Pakistan achieved a current account surplus of $119 million in September 2024, according to data released by the State Bank of Pakistan (SBP) today. This marks the second consecutive month of surplus, following the $29 million surplus recorded in August 2024. The improvement is even more notable when compared to the $218 million deficit posted in September 2023, underscoring the country’s improving external account position.
Strong Cumulative Performance in FY25
On a cumulative basis, the current account deficit for the first three months of FY25 (July-September) shrank significantly to $98 million, marking a 92.1% improvement compared to the $1.24 billion deficit recorded during the same period in FY24. This reduction in the deficit highlights Pakistan’s growing efforts to strengthen its external balances amid ongoing economic challenges.
Export Growth in September
Pakistan’s export sector performed strongly in September 2024, with total exports rising by 10.1% to $3.3 billioncompared to $3 billion in September 2023. On a month-on-month basis, exports also grew by 6.7%, up from $3.09 billion in August. The increase in exports reflects improved demand for Pakistani goods in international markets, despite global economic uncertainties.

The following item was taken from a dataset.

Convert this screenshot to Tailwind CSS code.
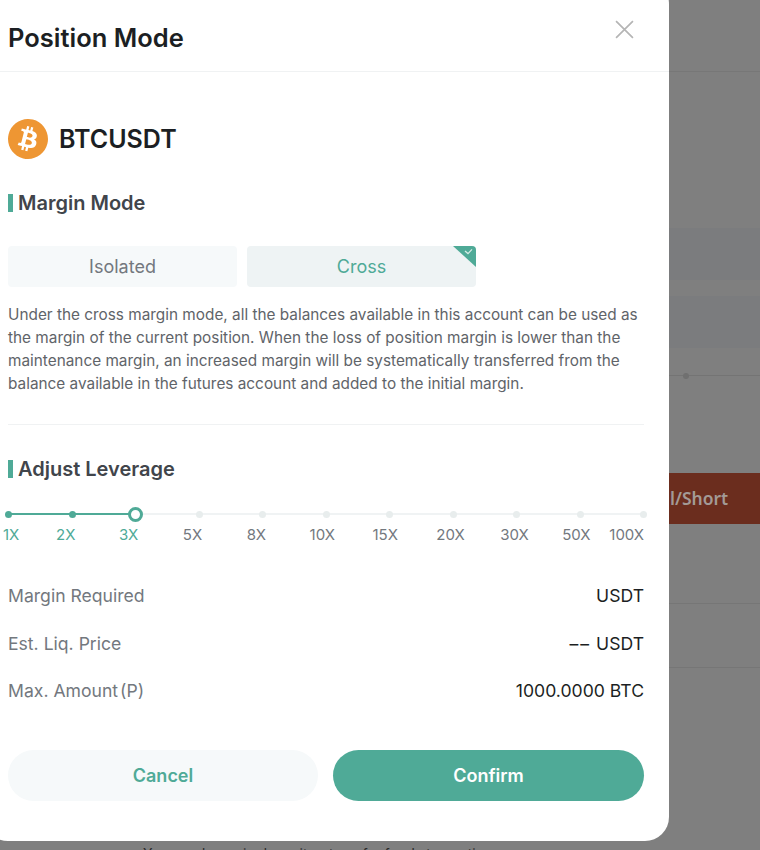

Import Rise and Trade Deficit
However, total imports also increased, rising by 15.0% to $5.57 billion in September 2024, compared to $4.85 billion in the same month last year. On a month-on-month basis, imports slightly declined by 0.6% from August’s figure. As a result of these trends, Pakistan’s trade deficit in goods and services widened by 22.9% year-on-year to $2.27 billion. Nonetheless, on a monthly basis, the trade deficit narrowed by 9.6%, suggesting some progress in curbing import levels.
Trade Deficit Worsens Cumulatively in FY25
In the first three months of FY25, the trade deficit worsened by 19.1%, rising to $7.42 billion compared to $6.23 billionduring the same period last fiscal year. While exports during this period grew by 7.4% to $9.4 billion, imports surged by 12.3% to $16.83 billion, widening the trade gap.
Surge in Workers’ Remittances
A major bright spot in Pakistan’s external account was the surge in workers’ remittances. In September 2024, remittances increased by 29.0%, reaching $2.85 billion, compared to $2.21 billion in September 2023. However, on a month-on-month basis, remittances decreased by 3.2%, down from $2.94 billion in August.
Cumulatively, remittances in the first three months of FY25 reached $8.79 billion, representing a substantial 38.8% increase over the $6.33 billion recorded during the same period in FY24. This robust growth in remittances has played a key role in offsetting the impact of the trade deficit on the overall current account balance.
Outlook
Pakistan’s strong performance in the current account, particularly driven by higher remittances and export growth, signals a positive trend for the country’s external finances. However, the rising import bill and widening trade deficit remain challenges that policymakers will need to address. With the global economic environment still uncertain, continued focus on export promotion and controlling imports will be crucial for sustaining the improvement in Pakistan’s external balances.